RECORD SET:
****************

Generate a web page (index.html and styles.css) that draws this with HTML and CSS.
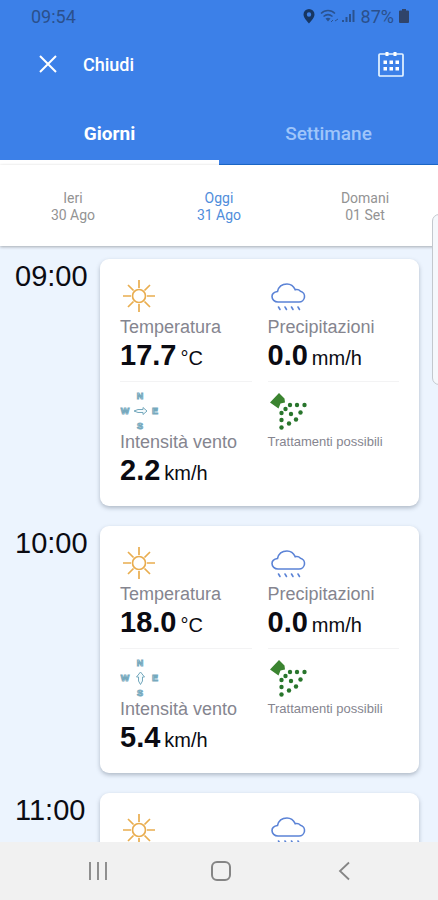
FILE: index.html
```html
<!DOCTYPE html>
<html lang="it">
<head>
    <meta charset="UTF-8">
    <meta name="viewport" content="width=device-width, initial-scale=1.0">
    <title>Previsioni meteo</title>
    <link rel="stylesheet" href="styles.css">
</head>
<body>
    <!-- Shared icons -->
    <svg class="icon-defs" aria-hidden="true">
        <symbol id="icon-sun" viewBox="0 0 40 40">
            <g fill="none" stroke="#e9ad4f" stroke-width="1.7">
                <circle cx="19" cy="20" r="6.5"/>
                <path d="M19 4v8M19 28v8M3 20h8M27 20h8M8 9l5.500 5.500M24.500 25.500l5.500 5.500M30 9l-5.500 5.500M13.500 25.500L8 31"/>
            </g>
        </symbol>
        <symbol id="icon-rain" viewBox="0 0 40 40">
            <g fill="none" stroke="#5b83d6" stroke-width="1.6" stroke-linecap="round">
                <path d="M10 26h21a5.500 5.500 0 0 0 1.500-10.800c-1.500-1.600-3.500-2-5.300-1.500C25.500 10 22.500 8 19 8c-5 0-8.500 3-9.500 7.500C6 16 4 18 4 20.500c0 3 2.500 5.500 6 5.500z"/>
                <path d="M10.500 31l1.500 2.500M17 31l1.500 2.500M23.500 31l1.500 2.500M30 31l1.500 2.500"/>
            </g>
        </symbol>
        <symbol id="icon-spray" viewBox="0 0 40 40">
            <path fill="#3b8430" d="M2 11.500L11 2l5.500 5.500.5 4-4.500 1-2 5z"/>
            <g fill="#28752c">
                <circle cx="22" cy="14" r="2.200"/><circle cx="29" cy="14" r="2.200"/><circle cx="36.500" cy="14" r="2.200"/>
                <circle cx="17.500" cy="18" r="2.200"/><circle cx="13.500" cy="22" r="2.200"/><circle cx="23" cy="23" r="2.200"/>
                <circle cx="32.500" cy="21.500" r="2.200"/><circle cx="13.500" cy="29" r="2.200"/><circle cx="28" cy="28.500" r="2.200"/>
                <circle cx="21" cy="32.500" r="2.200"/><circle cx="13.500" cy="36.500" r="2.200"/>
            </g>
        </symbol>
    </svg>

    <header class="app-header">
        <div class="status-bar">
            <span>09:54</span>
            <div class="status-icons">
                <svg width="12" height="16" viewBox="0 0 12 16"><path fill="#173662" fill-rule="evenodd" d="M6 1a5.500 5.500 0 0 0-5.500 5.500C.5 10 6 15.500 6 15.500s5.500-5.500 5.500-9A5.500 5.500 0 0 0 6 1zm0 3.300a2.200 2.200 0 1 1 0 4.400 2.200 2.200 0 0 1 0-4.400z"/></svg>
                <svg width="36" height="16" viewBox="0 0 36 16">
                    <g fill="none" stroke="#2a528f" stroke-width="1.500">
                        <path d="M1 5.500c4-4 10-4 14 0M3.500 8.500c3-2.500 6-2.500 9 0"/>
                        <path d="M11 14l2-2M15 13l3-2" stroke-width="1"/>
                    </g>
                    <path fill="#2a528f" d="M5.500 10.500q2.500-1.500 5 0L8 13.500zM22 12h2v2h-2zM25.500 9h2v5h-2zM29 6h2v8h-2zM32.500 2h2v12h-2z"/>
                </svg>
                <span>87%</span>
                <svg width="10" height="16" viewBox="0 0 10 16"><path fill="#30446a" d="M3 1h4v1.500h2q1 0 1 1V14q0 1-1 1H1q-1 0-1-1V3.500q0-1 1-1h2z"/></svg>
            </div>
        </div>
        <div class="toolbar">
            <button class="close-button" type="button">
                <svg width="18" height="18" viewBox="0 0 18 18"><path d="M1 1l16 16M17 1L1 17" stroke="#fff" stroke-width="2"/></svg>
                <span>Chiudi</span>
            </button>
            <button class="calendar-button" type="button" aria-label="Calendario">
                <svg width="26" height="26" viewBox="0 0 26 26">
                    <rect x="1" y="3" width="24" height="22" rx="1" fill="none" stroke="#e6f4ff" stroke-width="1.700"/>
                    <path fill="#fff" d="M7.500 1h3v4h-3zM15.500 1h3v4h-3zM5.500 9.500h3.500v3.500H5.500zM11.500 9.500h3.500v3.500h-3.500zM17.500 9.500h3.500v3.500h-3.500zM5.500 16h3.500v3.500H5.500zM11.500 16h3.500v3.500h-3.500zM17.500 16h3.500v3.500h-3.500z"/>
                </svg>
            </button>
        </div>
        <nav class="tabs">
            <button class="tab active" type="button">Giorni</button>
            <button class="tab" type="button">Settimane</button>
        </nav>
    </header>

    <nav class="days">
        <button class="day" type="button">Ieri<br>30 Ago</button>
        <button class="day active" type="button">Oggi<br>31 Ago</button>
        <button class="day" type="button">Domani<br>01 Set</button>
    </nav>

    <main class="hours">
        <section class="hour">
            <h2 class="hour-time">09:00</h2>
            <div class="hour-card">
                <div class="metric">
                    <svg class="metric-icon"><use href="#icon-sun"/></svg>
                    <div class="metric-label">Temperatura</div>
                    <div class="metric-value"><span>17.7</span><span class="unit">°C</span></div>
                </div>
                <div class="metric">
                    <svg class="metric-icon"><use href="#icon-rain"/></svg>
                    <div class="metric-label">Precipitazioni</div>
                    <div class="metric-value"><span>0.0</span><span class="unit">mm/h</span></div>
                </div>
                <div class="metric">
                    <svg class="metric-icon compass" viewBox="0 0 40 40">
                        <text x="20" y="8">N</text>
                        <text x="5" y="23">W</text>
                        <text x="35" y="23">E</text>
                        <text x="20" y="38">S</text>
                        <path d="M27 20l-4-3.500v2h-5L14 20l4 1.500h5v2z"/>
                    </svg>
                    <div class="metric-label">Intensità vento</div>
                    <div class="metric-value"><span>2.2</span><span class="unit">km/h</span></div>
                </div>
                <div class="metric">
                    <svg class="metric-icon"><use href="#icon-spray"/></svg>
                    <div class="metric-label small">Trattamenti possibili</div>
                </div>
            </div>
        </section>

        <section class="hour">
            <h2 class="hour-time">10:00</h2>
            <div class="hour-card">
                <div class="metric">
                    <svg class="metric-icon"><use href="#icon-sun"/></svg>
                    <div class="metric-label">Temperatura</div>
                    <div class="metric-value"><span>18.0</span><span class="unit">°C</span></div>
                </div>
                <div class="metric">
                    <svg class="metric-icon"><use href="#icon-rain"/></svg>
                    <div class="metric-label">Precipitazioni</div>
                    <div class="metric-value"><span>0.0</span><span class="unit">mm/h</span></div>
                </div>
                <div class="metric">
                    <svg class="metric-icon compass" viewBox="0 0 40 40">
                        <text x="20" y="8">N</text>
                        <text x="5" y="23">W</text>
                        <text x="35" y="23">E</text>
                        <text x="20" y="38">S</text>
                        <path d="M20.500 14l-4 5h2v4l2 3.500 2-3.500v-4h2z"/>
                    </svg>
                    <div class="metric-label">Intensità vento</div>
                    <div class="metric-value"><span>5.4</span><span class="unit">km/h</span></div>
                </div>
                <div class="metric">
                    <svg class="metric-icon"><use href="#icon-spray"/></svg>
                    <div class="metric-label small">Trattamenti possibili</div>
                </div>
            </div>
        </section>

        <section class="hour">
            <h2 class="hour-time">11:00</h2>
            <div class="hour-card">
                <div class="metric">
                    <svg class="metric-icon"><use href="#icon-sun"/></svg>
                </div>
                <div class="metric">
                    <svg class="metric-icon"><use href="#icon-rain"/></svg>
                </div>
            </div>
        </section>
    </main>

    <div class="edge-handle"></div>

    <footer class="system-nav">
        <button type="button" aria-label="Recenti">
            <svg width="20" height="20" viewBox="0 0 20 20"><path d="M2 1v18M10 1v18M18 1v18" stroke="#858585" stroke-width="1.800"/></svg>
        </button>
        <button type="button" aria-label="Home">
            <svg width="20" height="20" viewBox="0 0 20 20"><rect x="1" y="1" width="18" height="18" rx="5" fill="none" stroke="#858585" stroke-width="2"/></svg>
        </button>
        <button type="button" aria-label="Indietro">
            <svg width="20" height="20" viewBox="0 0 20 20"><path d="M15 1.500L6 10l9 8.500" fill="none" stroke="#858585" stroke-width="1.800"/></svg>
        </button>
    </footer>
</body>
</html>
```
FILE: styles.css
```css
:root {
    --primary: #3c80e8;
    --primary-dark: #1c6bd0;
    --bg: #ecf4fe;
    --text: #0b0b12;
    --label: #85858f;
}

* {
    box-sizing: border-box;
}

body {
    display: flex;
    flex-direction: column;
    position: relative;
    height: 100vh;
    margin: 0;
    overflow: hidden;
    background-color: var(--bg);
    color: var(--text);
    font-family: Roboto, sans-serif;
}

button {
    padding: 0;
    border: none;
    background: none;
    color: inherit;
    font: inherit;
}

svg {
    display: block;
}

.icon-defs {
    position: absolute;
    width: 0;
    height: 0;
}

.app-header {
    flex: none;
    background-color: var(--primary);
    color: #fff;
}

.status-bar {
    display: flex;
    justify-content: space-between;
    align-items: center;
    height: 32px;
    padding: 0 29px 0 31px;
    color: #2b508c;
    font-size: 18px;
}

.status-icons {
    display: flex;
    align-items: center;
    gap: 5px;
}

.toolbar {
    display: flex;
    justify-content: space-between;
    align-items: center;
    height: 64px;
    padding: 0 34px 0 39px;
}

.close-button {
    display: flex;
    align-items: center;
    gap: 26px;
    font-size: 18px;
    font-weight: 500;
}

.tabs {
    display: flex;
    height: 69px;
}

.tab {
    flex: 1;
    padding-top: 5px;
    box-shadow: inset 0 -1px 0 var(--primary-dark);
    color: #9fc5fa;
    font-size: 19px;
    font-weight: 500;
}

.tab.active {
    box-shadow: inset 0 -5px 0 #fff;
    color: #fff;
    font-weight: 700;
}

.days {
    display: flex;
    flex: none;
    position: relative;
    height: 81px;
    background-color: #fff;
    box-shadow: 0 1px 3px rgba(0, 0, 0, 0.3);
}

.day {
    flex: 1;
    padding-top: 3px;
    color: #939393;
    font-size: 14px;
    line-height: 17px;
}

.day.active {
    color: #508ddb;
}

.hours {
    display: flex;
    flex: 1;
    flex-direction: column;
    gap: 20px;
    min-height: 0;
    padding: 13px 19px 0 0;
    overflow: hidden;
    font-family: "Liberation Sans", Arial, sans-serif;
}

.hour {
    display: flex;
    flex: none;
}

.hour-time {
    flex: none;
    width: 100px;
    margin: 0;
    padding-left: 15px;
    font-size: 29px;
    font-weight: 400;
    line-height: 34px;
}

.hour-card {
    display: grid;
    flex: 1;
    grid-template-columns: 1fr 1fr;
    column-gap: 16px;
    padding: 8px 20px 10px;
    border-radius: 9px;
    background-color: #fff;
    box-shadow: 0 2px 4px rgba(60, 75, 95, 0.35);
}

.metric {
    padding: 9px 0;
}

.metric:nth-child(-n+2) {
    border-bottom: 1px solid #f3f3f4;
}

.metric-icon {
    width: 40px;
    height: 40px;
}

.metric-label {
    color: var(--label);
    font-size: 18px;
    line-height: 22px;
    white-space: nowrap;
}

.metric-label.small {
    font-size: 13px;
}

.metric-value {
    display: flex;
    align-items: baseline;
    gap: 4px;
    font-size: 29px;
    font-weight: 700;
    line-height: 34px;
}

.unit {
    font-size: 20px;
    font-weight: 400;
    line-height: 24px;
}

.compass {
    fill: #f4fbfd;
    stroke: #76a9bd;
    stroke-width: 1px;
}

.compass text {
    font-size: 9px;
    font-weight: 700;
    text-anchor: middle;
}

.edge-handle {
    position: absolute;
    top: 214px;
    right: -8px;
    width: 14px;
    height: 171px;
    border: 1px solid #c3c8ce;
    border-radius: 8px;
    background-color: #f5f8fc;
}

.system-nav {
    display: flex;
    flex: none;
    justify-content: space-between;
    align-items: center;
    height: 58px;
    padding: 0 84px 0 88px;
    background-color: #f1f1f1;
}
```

****************

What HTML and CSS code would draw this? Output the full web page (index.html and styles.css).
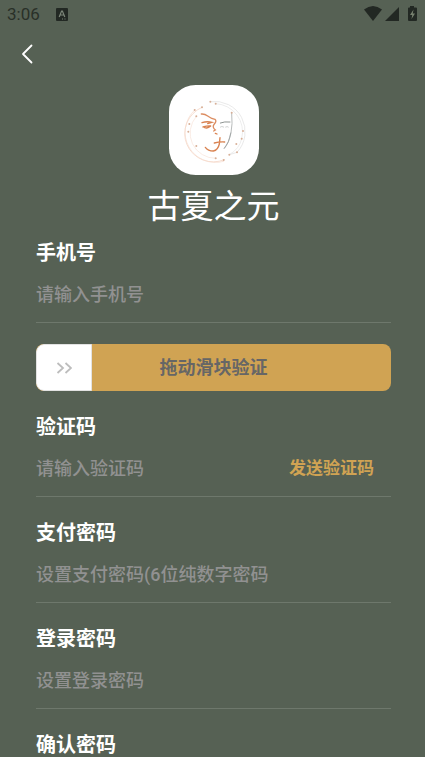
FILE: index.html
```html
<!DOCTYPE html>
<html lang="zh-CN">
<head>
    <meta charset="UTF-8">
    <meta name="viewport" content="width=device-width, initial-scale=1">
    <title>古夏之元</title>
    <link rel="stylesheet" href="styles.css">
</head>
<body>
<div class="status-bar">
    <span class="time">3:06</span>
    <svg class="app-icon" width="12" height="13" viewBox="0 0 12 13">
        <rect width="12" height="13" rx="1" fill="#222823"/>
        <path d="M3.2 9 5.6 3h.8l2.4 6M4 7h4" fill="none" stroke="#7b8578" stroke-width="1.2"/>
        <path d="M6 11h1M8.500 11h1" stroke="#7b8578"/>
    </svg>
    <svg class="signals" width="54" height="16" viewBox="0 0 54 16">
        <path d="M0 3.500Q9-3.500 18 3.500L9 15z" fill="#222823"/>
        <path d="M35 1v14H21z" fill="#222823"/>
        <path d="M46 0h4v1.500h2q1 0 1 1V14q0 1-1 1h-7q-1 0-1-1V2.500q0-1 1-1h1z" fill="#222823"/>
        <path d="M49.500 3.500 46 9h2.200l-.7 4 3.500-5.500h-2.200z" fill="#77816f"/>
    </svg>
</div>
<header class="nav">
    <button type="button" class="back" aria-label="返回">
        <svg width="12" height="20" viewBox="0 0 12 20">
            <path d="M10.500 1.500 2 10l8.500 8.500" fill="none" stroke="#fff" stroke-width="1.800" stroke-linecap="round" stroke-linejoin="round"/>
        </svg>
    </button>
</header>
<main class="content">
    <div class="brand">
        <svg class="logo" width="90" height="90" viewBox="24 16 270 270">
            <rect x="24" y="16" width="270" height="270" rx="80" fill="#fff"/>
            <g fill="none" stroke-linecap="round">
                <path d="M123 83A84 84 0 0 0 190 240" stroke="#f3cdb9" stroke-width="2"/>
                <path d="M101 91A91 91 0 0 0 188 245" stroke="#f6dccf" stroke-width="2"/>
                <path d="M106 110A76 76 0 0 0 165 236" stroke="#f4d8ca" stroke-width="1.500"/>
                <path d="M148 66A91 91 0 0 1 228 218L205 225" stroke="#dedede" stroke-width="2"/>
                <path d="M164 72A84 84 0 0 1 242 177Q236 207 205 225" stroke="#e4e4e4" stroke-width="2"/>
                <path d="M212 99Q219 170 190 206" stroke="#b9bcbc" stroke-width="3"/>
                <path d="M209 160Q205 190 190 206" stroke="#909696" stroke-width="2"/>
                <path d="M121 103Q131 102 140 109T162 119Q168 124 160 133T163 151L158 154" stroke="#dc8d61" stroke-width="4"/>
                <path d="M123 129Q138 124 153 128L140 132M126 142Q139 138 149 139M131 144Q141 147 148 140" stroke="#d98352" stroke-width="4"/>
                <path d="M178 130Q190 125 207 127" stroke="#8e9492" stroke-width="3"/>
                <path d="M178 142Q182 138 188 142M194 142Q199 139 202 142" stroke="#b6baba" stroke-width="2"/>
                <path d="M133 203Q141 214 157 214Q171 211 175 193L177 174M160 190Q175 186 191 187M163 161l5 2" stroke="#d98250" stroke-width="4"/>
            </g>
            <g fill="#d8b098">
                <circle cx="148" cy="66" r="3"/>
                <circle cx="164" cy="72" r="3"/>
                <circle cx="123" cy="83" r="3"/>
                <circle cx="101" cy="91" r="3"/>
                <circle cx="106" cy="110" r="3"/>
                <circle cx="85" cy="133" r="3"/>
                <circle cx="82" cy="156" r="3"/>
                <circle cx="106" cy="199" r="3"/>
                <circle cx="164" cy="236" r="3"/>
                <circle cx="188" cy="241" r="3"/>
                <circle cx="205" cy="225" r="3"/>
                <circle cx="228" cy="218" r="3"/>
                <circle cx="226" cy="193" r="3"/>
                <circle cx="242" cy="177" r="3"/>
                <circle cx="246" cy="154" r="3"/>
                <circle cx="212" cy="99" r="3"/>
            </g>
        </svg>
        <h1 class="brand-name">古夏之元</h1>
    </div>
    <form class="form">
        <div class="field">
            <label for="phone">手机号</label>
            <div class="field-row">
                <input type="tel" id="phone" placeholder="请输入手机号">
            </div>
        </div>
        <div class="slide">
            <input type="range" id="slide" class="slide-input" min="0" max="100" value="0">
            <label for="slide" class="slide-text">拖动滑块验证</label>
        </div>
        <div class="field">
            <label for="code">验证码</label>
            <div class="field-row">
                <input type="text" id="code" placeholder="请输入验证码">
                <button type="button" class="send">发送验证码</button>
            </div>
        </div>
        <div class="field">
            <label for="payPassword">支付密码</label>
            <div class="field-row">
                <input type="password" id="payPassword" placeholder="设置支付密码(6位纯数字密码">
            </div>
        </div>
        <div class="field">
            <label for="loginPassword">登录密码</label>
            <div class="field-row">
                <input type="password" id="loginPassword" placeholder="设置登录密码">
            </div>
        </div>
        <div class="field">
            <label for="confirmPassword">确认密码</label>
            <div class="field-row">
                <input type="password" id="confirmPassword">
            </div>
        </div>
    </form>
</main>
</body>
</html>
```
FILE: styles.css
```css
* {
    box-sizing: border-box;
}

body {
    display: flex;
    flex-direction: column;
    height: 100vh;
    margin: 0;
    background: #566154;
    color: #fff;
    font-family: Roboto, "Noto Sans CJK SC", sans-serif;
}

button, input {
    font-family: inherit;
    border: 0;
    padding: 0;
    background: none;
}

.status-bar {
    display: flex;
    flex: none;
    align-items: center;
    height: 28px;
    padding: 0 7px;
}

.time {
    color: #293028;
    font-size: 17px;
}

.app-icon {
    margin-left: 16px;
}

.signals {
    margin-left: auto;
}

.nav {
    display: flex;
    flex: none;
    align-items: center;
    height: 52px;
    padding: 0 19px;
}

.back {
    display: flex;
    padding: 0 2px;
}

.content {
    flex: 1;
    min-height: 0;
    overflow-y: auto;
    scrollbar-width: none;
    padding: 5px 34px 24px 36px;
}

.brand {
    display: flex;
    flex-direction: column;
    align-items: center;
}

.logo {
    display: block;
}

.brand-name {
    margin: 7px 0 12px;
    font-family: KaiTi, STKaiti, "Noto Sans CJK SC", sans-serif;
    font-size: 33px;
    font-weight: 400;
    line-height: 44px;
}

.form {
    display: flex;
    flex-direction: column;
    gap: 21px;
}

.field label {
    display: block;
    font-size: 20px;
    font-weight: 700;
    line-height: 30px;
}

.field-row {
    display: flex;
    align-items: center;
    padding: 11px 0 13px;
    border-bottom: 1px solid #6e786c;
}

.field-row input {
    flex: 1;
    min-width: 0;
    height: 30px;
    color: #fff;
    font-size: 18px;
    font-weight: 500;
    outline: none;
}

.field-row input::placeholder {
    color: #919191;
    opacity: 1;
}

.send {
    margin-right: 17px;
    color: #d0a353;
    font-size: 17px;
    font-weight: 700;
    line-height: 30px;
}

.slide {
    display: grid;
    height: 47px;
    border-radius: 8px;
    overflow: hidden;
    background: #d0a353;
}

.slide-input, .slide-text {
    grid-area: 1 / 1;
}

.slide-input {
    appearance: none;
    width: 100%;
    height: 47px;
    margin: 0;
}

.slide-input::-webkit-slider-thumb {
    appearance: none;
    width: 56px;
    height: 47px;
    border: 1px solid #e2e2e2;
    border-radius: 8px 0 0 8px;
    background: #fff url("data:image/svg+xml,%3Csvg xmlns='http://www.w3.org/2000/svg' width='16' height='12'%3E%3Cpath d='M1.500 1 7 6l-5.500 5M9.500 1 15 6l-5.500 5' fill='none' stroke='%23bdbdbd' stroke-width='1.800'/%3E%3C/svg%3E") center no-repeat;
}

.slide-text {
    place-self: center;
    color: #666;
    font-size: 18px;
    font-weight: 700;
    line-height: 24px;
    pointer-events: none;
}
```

****************

Return, from the data, each line that has the word "code" in it.

What HTML and CSS code would draw this? Output the full web page (index.html and styles.css).
            <label for="code">验证码</label>
                <input type="text" id="code" placeholder="请输入验证码">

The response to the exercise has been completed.